Se
ontem, dia quinze, fez quarenta e cinco anos que parti
naquele que foi o meu baptismo de voo, hoje faz precisamente os
mesmos quarenta e cinco anos que pisei pela primeira vez as terras de
cor avermelhada de Luanda. Para trás tinham ficado a minha mãe e o
meu pai de quem não tivera a coragem de me despedir. Pelo caminho
quer no comboio quer na viatura militar vi a casa onde os meus pais
moravam nos Olivais Sul, a minha casa até ao dia em que me apresentei
em Mafra para o serviço militar. No aeroporto nas despedida apenas o
meu irmão e os primos de Azambuja. Ao subir as escadas para o avião
voltei atrás e numa ultima despedida de meu irmão disse-lhe «se eu
morrer já sabes o que tens a fazer». Depois no fundo da memoria
vejo a aproximação do avião à costa e em seguida à pista e não
encontro memórias de como fomos do aeroporto para o Campo do
Grafanil, apenas me recordo de no final da tarde já na cidade
procurarmos onde dormir. Grafanil um entreposto enorme de milhares de
militares em transito, onde a alegria dos que deixavam o território
se sobrepunha à apreensão dos “maçaricos” nos seus camuflados
novos, sem compreenderem bem o que estavam ali a fazer naquela terra
onde tudo parecia estranho e pouco acolhedor. Uma vaga ideia de que
pela manhã apanhávamos uma viatura que nos levava para o Grafanil
onde e como não me lembro. No Grafanil passávamos o tempo até
voltarmos no final do dia à cidade, para à noite fazermos o
circuito dos bares nocturnos da noite de Luanda onde as “pequenas”
sentindo que éramos novos na cidade se sentavam ao pé de nós e nos
falavam de queridos para que lhe pagássemos uma bebida e ou algo
mais. Não me lembro sequer como e onde almoçávamos.
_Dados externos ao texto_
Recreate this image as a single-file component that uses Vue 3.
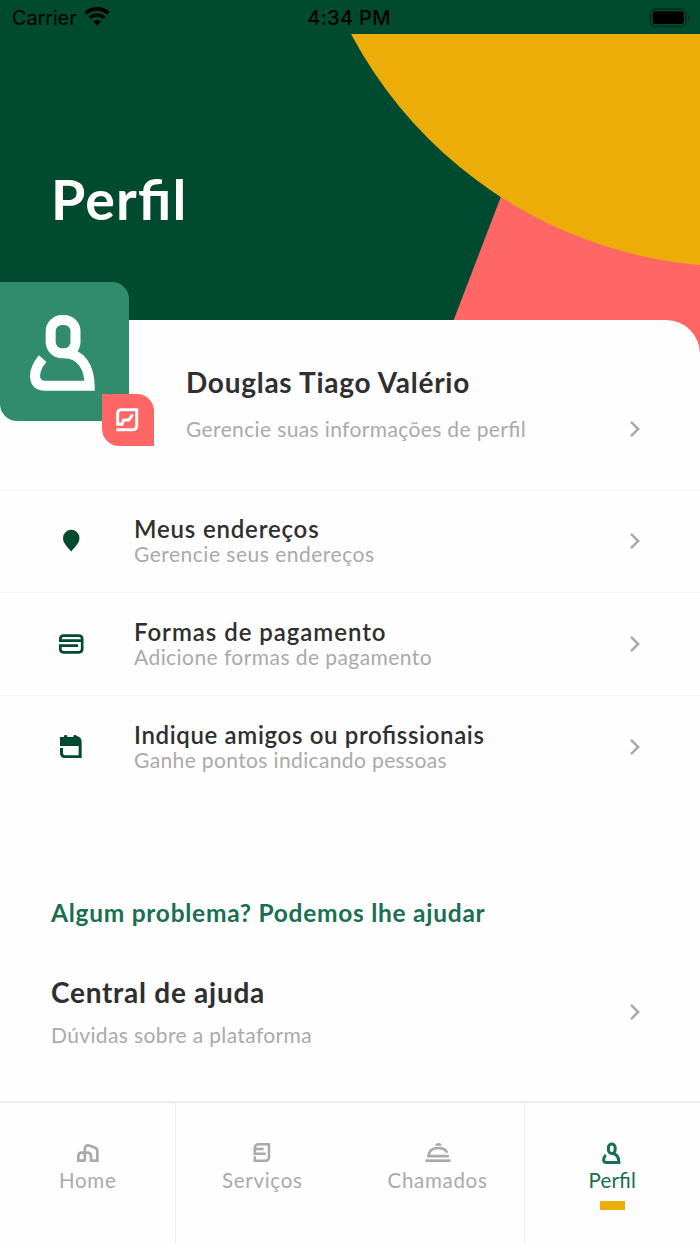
<script setup>
const rows = [
  { id: 'pin', title: 'Meus endereços', sub: 'Gerencie seus endereços' },
  { id: 'card', title: 'Formas de pagamento', sub: 'Adicione formas de pagamento' },
  { id: 'calendar', title: 'Indique amigos ou profissionais', sub: 'Ganhe pontos indicando pessoas' },
]
</script>

<template>
  <div class="screen">
    <header class="hero">
      <svg class="shapes" viewBox="0 0 700 326" aria-hidden="true">
        <path d="M518 118L453.7 286V326H700V118z" fill="#ff6666" />
        <circle cx="737.4" cy="-204.6" r="437.2" fill="#ecad09" />
      </svg>
      <div class="status">
        <div class="carrier">
          <span>Carrier</span>
          <svg width="26" height="19" viewBox="0 0 26 19" fill="none" stroke="#000" stroke-width="3.7">
            <path d="M1.5 6.5C8 .4 18 .4 24.5 6.5" />
            <path d="M5.8 10.9C10 7 16 7 20.2 10.9" />
            <path d="M13 18.6L9 14.6Q13 11.6 17 14.6z" fill="#000" stroke="none" />
          </svg>
        </div>
        <span class="clock">4:34 PM</span>
        <svg class="battery" width="42" height="20" viewBox="0 0 42 20">
          <rect x="1.5" y="1" width="35.5" height="17.5" rx="5" fill="none" stroke="#002d1c" stroke-width="1.5" />
          <rect x="3.8" y="3.2" width="31" height="12.8" rx="2.5" />
          <path d="M39 6.5q3 3.3 0 6.600z" fill="#002d1c" />
        </svg>
      </div>
      <h1>Perfil</h1>
    </header>

    <main class="sheet">
      <div class="avatar">
        <svg width="73.333" height="83.333" viewBox="80 120 220 250" fill="none" stroke="#fff" stroke-width="30">
          <rect x="154" y="147" width="74.500" height="100" rx="34" />
          <path d="M130 263Q108 288 107 316Q109 344 137 344H271C270 292 248 247 195 247" />
        </svg>
        <div class="badge">
          <svg width="24" height="25" viewBox="345 411 72 75" fill="none" stroke="#fff" stroke-width="9">
            <path d="M353 463V430Q353 419 364 419H410V468Q410 479 399 479H349" />
            <path d="M349 463H366L371 450H386L398 434" />
          </svg>
        </div>
      </div>

      <section class="profile">
        <div>
          <h2 class="name">Douglas Tiago Valério</h2>
          <p class="about">Gerencie suas informações de perfil</p>
        </div>
        <svg class="chevron" viewBox="0 0 12 18"><path d="M2 1.800L9.200 9L2 16.200" /></svg>
      </section>

      <section v-for="r in rows" :key="r.id" class="row" :class="r.id">
        <svg v-if="r.id === 'pin'" class="icon" viewBox="24 22 78 78">
          <path d="M63.500 93C57 83 39 70 39 52A24.700 24.700 0 0 1 88.400 52C88.400 70 70 83 63.500 93z" fill="#004b2f" />
        </svg>
        <svg v-else-if="r.id === 'card'" class="icon" viewBox="24 333 78 78" fill="none" stroke="#004b2f" stroke-width="8">
          <path d="M97 362H31V357Q31 347 41 347H86Q96.500 347 96.500 357V387Q96.500 397 86 397H41Q31 397 31 387V377H84" />
        </svg>
        <svg v-else class="icon" viewBox="24 642 78 78">
          <path d="M30 651H42V648Q42 645 47 645T52 648V651H70V648Q70 645 75 645T80 648Q95 651 95 666V714H45Q30 714 30 700V684H39V698Q39 706 48 706H86V678H30z" fill="#004b2f" />
        </svg>
        <div class="copy">
          <h3>{{ r.title }}</h3>
          <p>{{ r.sub }}</p>
        </div>
        <svg class="chevron" viewBox="0 0 12 18"><path d="M2 1.800L9.200 9L2 16.200" /></svg>
      </section>

      <section class="help">
        <h4>Algum problema? Podemos lhe ajudar</h4>
        <div class="center">
          <div>
            <h2 class="central">Central de ajuda</h2>
            <p class="doubts">Dúvidas sobre a plataforma</p>
          </div>
          <svg class="chevron" viewBox="0 0 12 18"><path d="M2 1.800L9.200 9L2 16.200" /></svg>
        </div>
      </section>
    </main>

    <nav class="tabs">
      <a class="tab home">
        <svg width="26" height="24" viewBox="106 153 78 72" fill="none" stroke="#aaa" stroke-width="8">
          <path d="M137 212H116V199Q116 188 127 188H143Q154 188 154 199V212H173V183Q173 177 168 174L151 167Q135.500 163 135.500 177V212" />
        </svg>
        <span>Home</span>
      </a>
      <a class="tab services">
        <svg width="26" height="24" viewBox="628 153 78 72" fill="none" stroke="#aaa" stroke-width="7.5">
          <path d="M678 191.500H645.500V174Q645.500 162.500 657 162.500H688V202Q688 212.500 677 212.500H645.500V199M646 177H672" />
        </svg>
        <span>Serviços</span>
      </a>
      <a class="tab calls">
        <svg width="26" height="24" viewBox="163.500 153 78 72" fill="none" stroke="#aaa" stroke-width="8">
          <path d="M165 212H240" />
          <path d="M170 198.500H235M174 198Q176 174 203 174Q224 174 230 188" />
          <path d="M194 167Q195 159 204 159T214 167z" fill="#aaa" stroke="none" />
        </svg>
        <span>Chamados</span>
      </a>
      <a class="tab active">
        <svg width="26" height="24" viewBox="58 115 277 256" fill="none" stroke="#196f51" stroke-width="32">
          <rect x="158" y="147" width="72" height="100" rx="36" />
          <path d="M130 263Q108 288 107 316Q109 344 137 344H271C270 292 248 247 195 247" />
        </svg>
        <span>Perfil</span>
        <i class="marker"></i>
      </a>
    </nav>
  </div>
</template>

<style>
body { margin: 0; }
</style>

<style scoped>
* { box-sizing: border-box; }
h1, h2, h3, h4, p { margin: 0; white-space: nowrap; }
.screen {
  display: flex;
  flex-direction: column;
  width: 700px;
  height: 1244px;
  overflow: hidden;
  background: #fefefe;
  font-family: Lato, "Liberation Sans", sans-serif;
  font-feature-settings: "liga" 1;
  color: #2f2f2f;
}
.hero { position: relative; flex: none; height: 360px; background: #004b2f; }
.shapes { position: absolute; top: 34px; left: 0; width: 700px; height: 326px; }
.status {
  position: relative;
  display: grid;
  grid-template-columns: 1fr auto 1fr;
  align-items: center;
  height: 34px;
  padding: 2px 9px 0 12px;
  font: 400 20px/32px Inter, sans-serif;
  color: #000;
}
.carrier { display: flex; align-items: center; gap: 8px; letter-spacing: -0.150px; }
.carrier svg { margin: -3px 0 0 -1px; }
.clock { font-weight: 500; letter-spacing: 0.300px; margin-left: -5px; }
.battery { justify-self: end; }
h1 {
  position: relative;
  margin: 133px 0 0 51px;
  font-size: 55.500px;
  line-height: 64px;
  font-weight: 700;
  letter-spacing: 1.200px;
  color: #fff;
}
.sheet {
  position: relative;
  flex: none;
  height: 781px;
  margin-top: -40.500px;
  background: #fefefe;
  border-top-right-radius: 34px;
}
.avatar {
  position: absolute;
  top: -37.500px;
  left: 0;
  width: 128.500px;
  height: 139px;
  padding: 28.500px 0 0 26.300px;
  background: #318c6e;
  border-radius: 0 17px 0 17px;
}
.badge {
  position: absolute;
  left: 101.700px;
  top: 112px;
  display: flex;
  align-items: center;
  justify-content: center;
  width: 52.300px;
  height: 52px;
  padding: 0 1px 1px 0;
  background: #ff6666;
  border-radius: 0 17px 0 17px;
}
.profile {
  display: flex;
  justify-content: space-between;
  height: 170px;
  padding: 46px 59px 0 186px;
}
.chevron {
  flex: none;
  width: 12px;
  height: 18px;
  fill: none;
  stroke: #aaa;
  stroke-width: 2.500;
}
.profile .chevron { margin-top: 54.500px; }
.name, .central { font-size: 28px; line-height: 32px; font-weight: 700; letter-spacing: 0.730px; }
p { font-size: 21px; line-height: 26px; letter-spacing: 0.370px; color: #aaa; }
.about { margin-top: 18px; }
.row {
  display: flex;
  align-items: center;
  height: 103px;
  padding: 0 59px 0 58px;
  border-top: 1px solid #f5f6f6;
}
.row.pin { height: 102px; padding-bottom: 1px; }
.icon { flex: none; width: 26px; height: 26px; margin-right: 50px; }
.copy { flex: 1; padding-top: 1px; }
h3 { font-size: 24px; line-height: 26px; font-weight: 600; letter-spacing: 0.820px; }
.card h3 { letter-spacing: 0.950px; }
.calendar h3 { letter-spacing: 0.650px; }
.row p { line-height: 24px; }
.pin p { letter-spacing: 0.500px; }
.card p { letter-spacing: 0.440px; }
.help { padding: 100.500px 59px 0 51px; }
h4 { font-size: 24.500px; line-height: 30px; font-weight: 700; letter-spacing: 0.730px; color: #196f51; }
.center { display: flex; align-items: center; justify-content: space-between; margin-top: 48px; }
.doubts { margin-top: 14px; }
.tabs {
  display: flex;
  flex: none;
  height: 143.500px;
  border-top: 2px solid #e9ecec;
}
.tab {
  display: flex;
  flex-direction: column;
  align-items: center;
  width: 174.500px;
  padding-top: 38px;
  font-size: 20.500px;
  font-weight: 400;
  line-height: 28px;
  letter-spacing: 0.700px;
  color: #aaa;
}
.tab span { margin-top: 1.500px; }
.home { width: 175.500px; padding-left: 1px; border-right: 1.500px solid #e9eeed; }
.services { width: 173.500px; }
.calls { width: 176px; padding-left: 2px; border-right: 1.500px solid #e9eeed; }
.active { letter-spacing: 0.200px; color: #196f51; }
.marker { width: 25.500px; height: 9px; margin-top: 7px; background: #ecad09; }
</style>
Lembro e
recordo os rissóis de camarão e o sumo de maracujá que comia e
bebia na baixa de Luanda, em frente à cervejaria Portugália, onde à
vista de todos as mulheres faziam o cambio dos escudos em angolares.
Chegamos a dezasseis de Dezembro e meio perdidos por lá andámos até
à madrugada do dia 21, quando já com os elementos que recebemos do
recrutamento local pertencentes ao RI21 nos colocaram em cima de
camionetas civis e partimos rumo à zona militar leste. No Mumbué
outra companhia nos esperava ansiosos pela nossa chegada. À alegria
deles correspondia a nossa apreensão.
Hoje,
ao olhar para trás e ao relembrar as condições que nos eram
oferecidas impostas, mas que, com sacrifício e ordem soubemos
minimizar e humanizar, não sou capaz de ver como seriam as mesmas
noticiadas pelos papagaios televisivos nos dias que correm.